HOW often do you think?

I’m not being facetious. I mean, how often do you truly contemplate a subject, inspect it from a different, unfamiliar perspective? How often do you change your opinion after giving a subject consideration?

Be honest with yourself.

If you’re like me, perhaps not as often as you might believe.

We are so conditioned, so comfortable in our attitudes that we reach for pre-assembled thoughts, often somebody else’s. Ones we’ve used before and know serve us adequately.

Henry Ford said: ‘Thinking is the hardest work there is, which is probably the reason why so few engage in it.’ You hear it in the cliches we use. Much easier to reach for a prefabricated metaphor than to originate one of our own.

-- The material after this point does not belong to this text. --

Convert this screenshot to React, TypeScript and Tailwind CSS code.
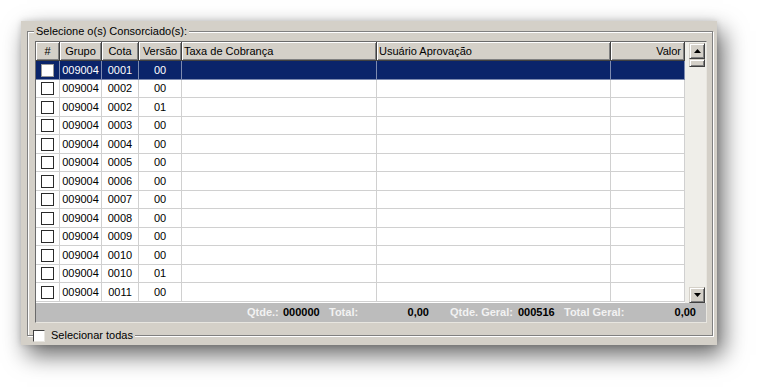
import React from "react";

const rows: [string, string, string][] = [
  ["009004", "0001", "00"],
  ["009004", "0002", "00"],
  ["009004", "0002", "01"],
  ["009004", "0003", "00"],
  ["009004", "0004", "00"],
  ["009004", "0005", "00"],
  ["009004", "0006", "00"],
  ["009004", "0007", "00"],
  ["009004", "0008", "00"],
  ["009004", "0009", "00"],
  ["009004", "0010", "00"],
  ["009004", "0010", "01"],
  ["009004", "0011", "00"],
];

function HeaderCell({ w, children, align }: { w: string; children?: React.ReactNode; align: "c" | "l" | "r" }) {
  const a = align === "c" ? "justify-center" : align === "l" ? "justify-start pl-[2px]" : "justify-end pr-[3px]";
  return (
    <div
      className={`${w} h-full flex items-center ${a} bg-[#d4d0c8] border-r border-b border-[#404040] shadow-[inset_1px_1px_0_#fff,inset_-1px_-1px_0_#808080] shrink-0`}
    >
      {children}
    </div>
  );
}

function ScrollButton({ up }: { up: boolean }) {
  return (
    <div className="w-[16px] h-[16px] bg-[#d4d0c8] border border-t-[#d4d0c8] border-l-[#d4d0c8] border-r-[#404040] border-b-[#404040] shadow-[inset_1px_1px_0_#fff,inset_-1px_-1px_0_#808080] flex items-center justify-center">
      <svg width="7" height="4" viewBox="0 0 7 4">
        {up ? <polygon points="3.5,0 7,4 0,4" fill="#000" /> : <polygon points="0,0 7,0 3.5,4" fill="#000" />}
      </svg>
    </div>
  );
}

export default function App() {
  return (
    <div className="w-[759px] h-[387px] bg-white overflow-hidden font-['Liberation_Sans',Arial,sans-serif] text-[11px] leading-[13px] text-black">
      <div className="ml-[21px] mt-[21px] w-[696px] h-[324px] bg-[#d4d0c8] shadow-[6px_10px_22px_rgba(0,0,0,0.6),0_0_6px_rgba(0,0,0,0.15)] pl-[6px] pt-[10px]">
        {/* Group box */}
        <div className="relative w-[686px] h-[305px] border border-[#808080] shadow-[1px_1px_0_#fff,inset_1px_1px_0_#fff]">
          <div className="absolute left-[6px] top-[-7px] px-[2px] bg-[#d4d0c8] whitespace-nowrap">
            Selecione o(s) Consorciado(s):
          </div>

          {/* Grid */}
          <div className="ml-[7px] mt-[9px] w-[672px] h-[282px] border border-[#6a6a6a] border-r-[#e8e6e0] border-b-[#e8e6e0] flex flex-col">
            <div className="flex h-[261px]">
              {/* table */}
              <div className="w-[649px] flex flex-col bg-white">
                <div className="flex h-[19px] shrink-0">
                  <HeaderCell w="w-[24px]" align="c">#</HeaderCell>
                  <HeaderCell w="w-[42px]" align="c">Grupo</HeaderCell>
                  <HeaderCell w="w-[37px]" align="c">Cota</HeaderCell>
                  <HeaderCell w="w-[43px]" align="c">Versão</HeaderCell>
                  <HeaderCell w="w-[195px]" align="l">Taxa de Cobrança</HeaderCell>
                  <HeaderCell w="w-[234px]" align="l">Usuário Aprovação</HeaderCell>
                  <HeaderCell w="w-[74px]" align="r">Valor</HeaderCell>
                </div>
                {rows.map((r, i) => {
                  const sel = i === 0;
                  const h = i % 2 === 0 ? "h-[19px]" : "h-[18px]";
                  const rowCls = sel ? "bg-[#0a246a] text-white" : "bg-white text-black";
                  const bc = sel ? "border-[#7d8bb0]" : "border-[#d0d0d0]";
                  const cell = `h-full border-r border-b ${bc} flex items-center shrink-0`;
                  return (
                    <div key={i} className={`flex ${h} shrink-0 ${rowCls}`}>
                      <div className={`${cell} w-[24px] justify-center`}>
                        <div
                          className={`w-[13px] h-[13px] bg-white border ${sel ? "border-[#9a9a9a]" : "border-[#2a2a2a]"}`}
                        />
                      </div>
                      <div className={`${cell} w-[42px] justify-center`}>{r[0]}</div>
                      <div className={`${cell} w-[37px] justify-center`}>{r[1]}</div>
                      <div className={`${cell} w-[43px] justify-center`}>{r[2]}</div>
                      <div className={`${cell} w-[195px]`} />
                      <div className={`${cell} w-[234px]`} />
                      <div className={`${cell} w-[74px]`} />
                    </div>
                  );
                })}
              </div>
              {/* scrollbar */}
              <div className="w-[21px] bg-[#efeee9] flex flex-col items-end pr-[1px] pt-[1px]">
                <ScrollButton up />
                <div className="w-[16px] h-[8px] bg-[#d4d0c8] border border-t-[#d4d0c8] border-l-[#d4d0c8] border-r-[#404040] border-b-[#404040] shadow-[inset_1px_1px_0_#fff,inset_-1px_-1px_0_#808080]" />
                <div className="flex-1" />
                <ScrollButton up={false} />
              </div>
            </div>
            {/* footer */}
            <div className="h-[19px] bg-[#bcbcbc] flex items-center font-bold whitespace-nowrap pl-[211px]">
              <div className="w-[36px] text-[#f2f2f2]">Qtde.:</div>
              <div className="w-[46px]">000000</div>
              <div className="w-[100px] flex justify-between">
                <span className="text-[#f2f2f2]">Total:</span>
                <span>0,00</span>
              </div>
              <div className="ml-[21px] w-[68px] text-[#f2f2f2]">Qtde. Geral:</div>
              <div className="w-[46px]">000516</div>
              <div className="w-[132px] flex justify-between">
                <span className="text-[#f2f2f2]">Total Geral:</span>
                <span>0,00</span>
              </div>
            </div>
          </div>

          <div className="absolute left-[5px] bottom-[-7px] pr-[2px] bg-[#d4d0c8] flex items-center gap-[6px] whitespace-nowrap">
            <div className="w-[12px] h-[12px] bg-white border border-t-[#404040] border-l-[#404040] border-r-[#e8e6e0] border-b-[#e8e6e0]" />
            <span>Selecionar todas</span>
          </div>
        </div>
      </div>
    </div>
  );
}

We use them because we’ve heard other people use them and we like them.

The same is true of opinions. Religion, politics, football teams, music. How often do we follow a certain path because it’s the one our parents’ trod, or it’s the one down which we find acceptance by the crowd?

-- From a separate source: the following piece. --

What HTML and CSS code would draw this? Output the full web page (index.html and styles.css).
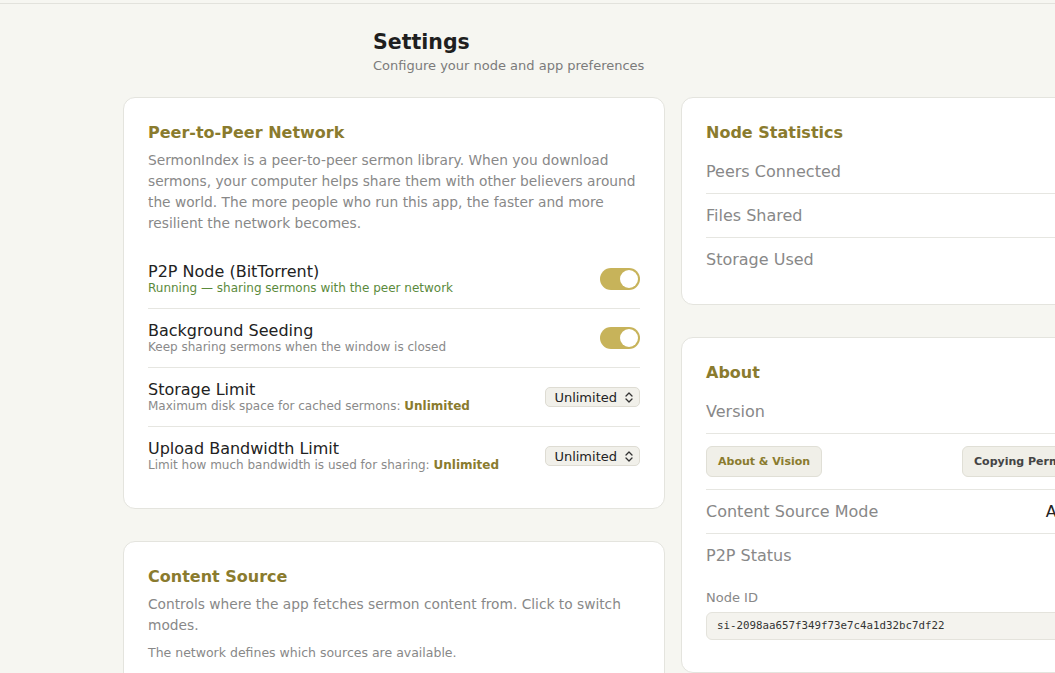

We become comfortable – some might say dogmatic – in our opinions. If somebody challenges us, either peacefully or confrontationally, we ready ourselves for a fight. It’s an attack on our ego.

So I ask, how often do we say, no, actually, I’m going to listen to what this other person has to say about the world. They might have an interesting point to make that will alter my own perception of things.

Or not.

But the point is, it’s important to at least consider others’ views even if you don’t agree with them. Je suis Charlie and all that.

Invariably it’s society’s outsiders who dare to offer original thoughts. The people who ignore the expectations society has of them.

We label them weird for challenging the status quo. It’s only with hindsight that we acknowledge their different perspective was a valid one.

Perhaps you don’t want to think about things. Doing so can be painful. It requires a certain curiosity and some people are happy to float through life untroubled by life’s bigger questions.

Thinking should be taught in school. It is something the author and thinker Edward de Bono has advocated for years. He coined the term ‘lateral thinking’ and his books on the subject of altering the way we think are mind-expanding in the proper sense.

I’ll leave you with the words of the late Steve Jobs, the genius behind Apple.

He had this to say: ‘Your time is limited, so don’t waste it living someone else’s life. Don’t be trapped by dogma - which is living with the results of other people’s thinking. Don’t let the noise of others’ opinions drown out your own inner voice. And most important, have the courage to follow your heart and intuition.’ As other people’s thoughts go, that pretty much covers it.